Los analistas tienen razón: las próximas guerras seguramente serán por el agua, por el petróleo, comerciales. Esas serán las próximas. Hoy hay una que se encuentra en pleno desarrollo. Es la batalla por el control de las conciencias. Y esa es la más importante de todas. Del resultado que se obtenga allí dependerá el desarrollo de las otras. Eso es algo sabido. La guerra de Vietnam, para citar un caso emblemático, Estados Unidos la pierde en casa.
Pero el escenario ha cambiado. Hoy, con más celo, todo hay que hacerlo de acuerdo a las reglas de la virtualidad. Esas que nos llevan a decir que la democracia es el sistema más deseable, porque no es perfecto pero es perfectible. Y, claro, en ese saco pueden entrar muchas visiones. Entre otras, que gobierna el pueblo.
No es nuevo esto del manejo de las conciencias. Pero ahora la situación es un poco espeluznante. Tal vez por lo masivo. Por el efecto estupidezante que pueden provocar los medios de comunicación. Por tanto experto en lavar cerebros que trabaja en ellos o con ellos.

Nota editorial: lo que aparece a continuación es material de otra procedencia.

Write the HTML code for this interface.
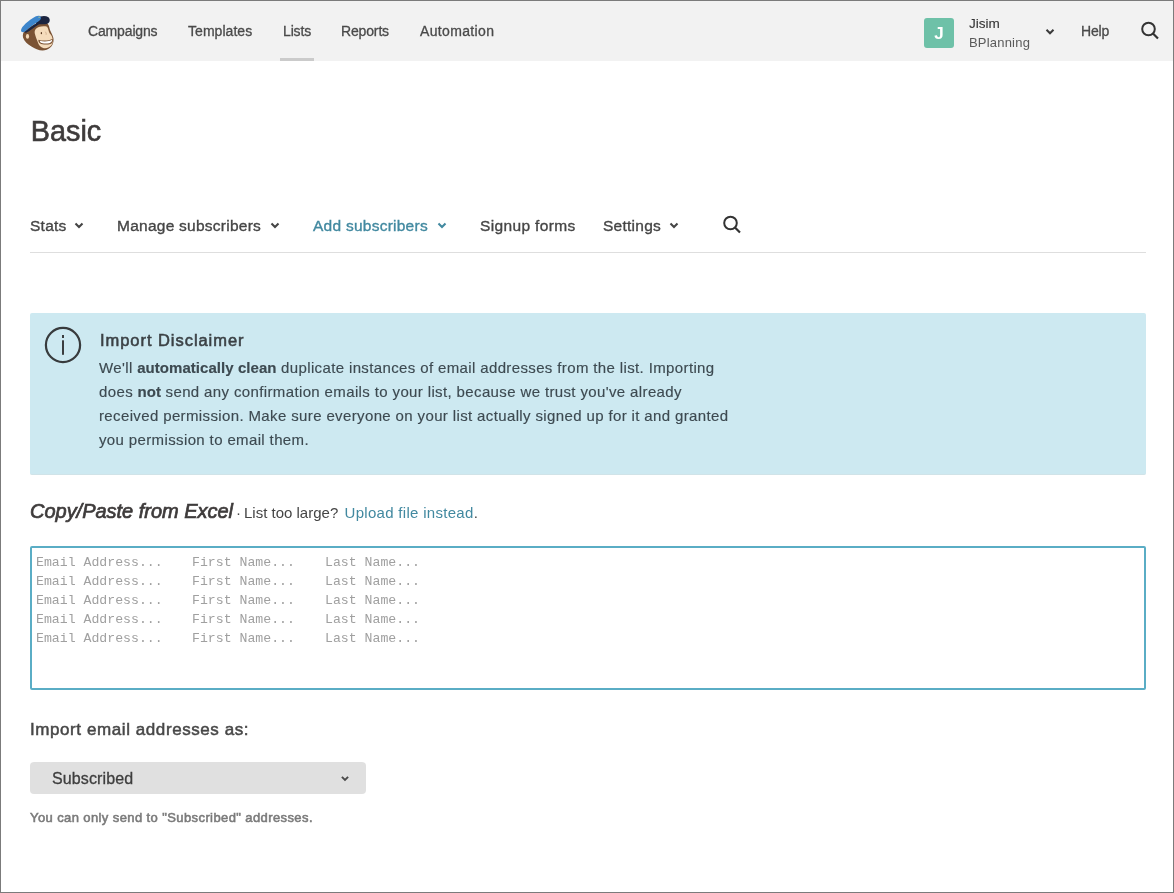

Argentina vive en medio de un escándalo. La Presidenta Cristina Fernández impulsa una ley que afecta la propiedad de los medios de comunicación. El mismo alboroto ha acompañado casi en todo su mandato al Presidente venezolano Hugo Chávez, por el igual motivo. Guardando las diferencias en diversos aspectos, tanto Fernández como Chávez saben que algo tienen que hacer con la prensa escrita, televisiva y radial: al menos equiparar el control que en ella ejercen los grupos económicos que no les son afines.

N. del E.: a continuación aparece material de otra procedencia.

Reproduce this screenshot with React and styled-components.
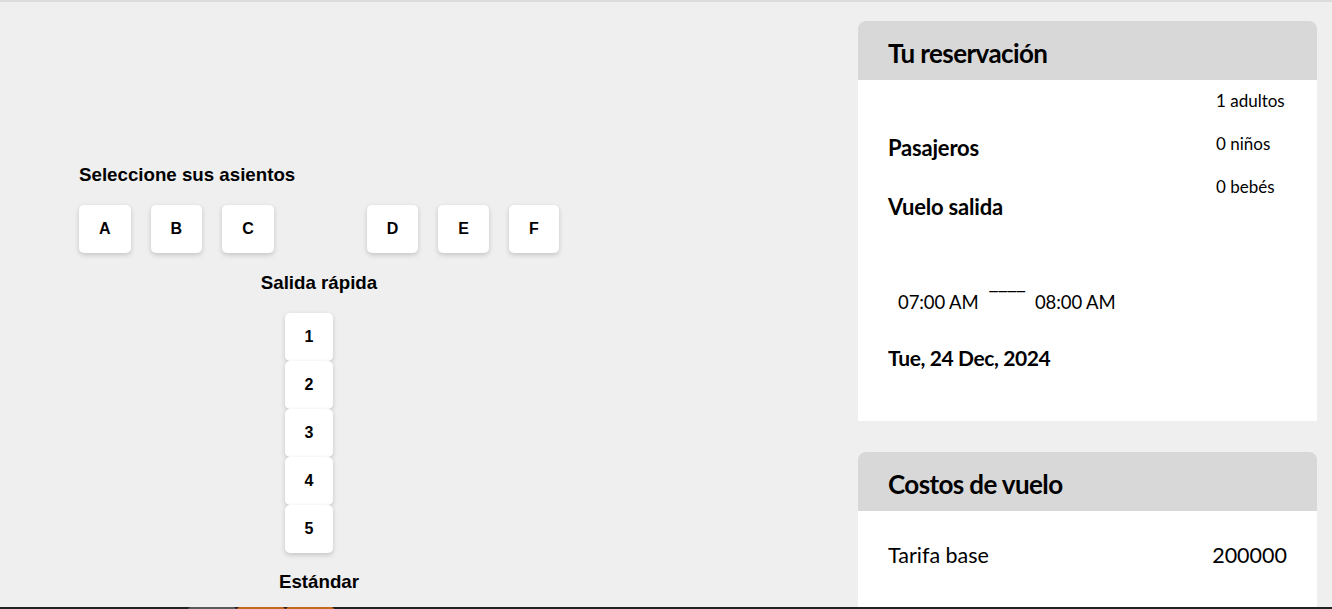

Me dirán que ambos buscan hacer, con otro signo, lo que ya hacen los dueños de lo establecido. Es posible. Pero quizás esto es lo que tiene que venir con el cambio que tanto se ha anunciado. Porque no se puede negar que quienes manejan el poder económico ejercen sin contrapeso su fuerza. De allí que resulte una ironía que su batalla para evitar que le quiten algo del manejo de las lavadoras de cerebro, comience protestando por el atropello a la libertad de información. Como si ese fuera el fondo del problema. Como si la objetividad existiera y ellos hubieran dejado ejercerla con algún grado de independencia.
En Argentina, ahora también se está utilizando el argumento del atropello a los derechos adquiridos. Eso es más cercano a la realidad. Pero tal bandera de lucha nada tiene que ver con la información, la libertad o algo parecido. Simplemente el derecho de propiedad es sacrosanto.
Y mientras en Argentina la batalla parlamentaria se desarrolla, pocos son los que se atreven a negar que hay un desbalance evidente. La concentración de poder comunicacional que exhibe el grupo Clarín es casi grotesca. Pero nada nuevo ni sorprendente. Es lo mismo que hay en Chile. Algo similar ocurre en Venezuela, Colombia, Ecuador, Bolivia, etc.
Si aquí alguien se hubiera atrevido a hacer con El Mercurio lo que Fernández está tratando de hacer con Clarín, Pinochet podría haber resucitado. Y que no venga a mostrar la actitud siempre políticamente correcta la Sociedad Interamericana de Prensa (SIP). Como si fueran un baluarte de la libertad de información. Esa defensa dura hasta que sus intereses son afectados. No he escuchado ningún reclamo de la SIP porque en Chile la libertad de expresión sea, en realidad, simple libertad de empresa.
Con la globalización se pueden ver en directo fenómenos que nos pertenecen. Pero que de tan cercanos, a veces pasan inadvertidos. Y damos por sentado eso de la objetividad, de la libertad de expresión y de información. Y a nadie le llama la atención que en un año de crisis, con la economía cayendo en recesión, la banca tenga US$ 1170 millones de utilidades. Es que los medios presentan el caso como normal, casi una hazaña. No como un escándalo. Y, claro, con ese nivel de análisis, hasta es natural que Chile esté entre los países que peor reparten la riqueza en el mundo.
¿Después de eso qué puede importar quién sea el próximo Presidente de Chile? Pero importa. Lo que ocurre es que el champú comunicacional ha hecho su efecto. Los responsables somos todos por haber permitido, por miedo, por defender intereses personales o de grupo, esta mascarada de democracia virtual. Y ni siquiera extrañarnos cuando nos argumentan que se está vulnerando la libertad de expresión. O atropellando derechos adquiridos.
Nada nuevo. Pero como lo que se juega hoy es más grande y más jugoso, resulta voluminosamente repugnante.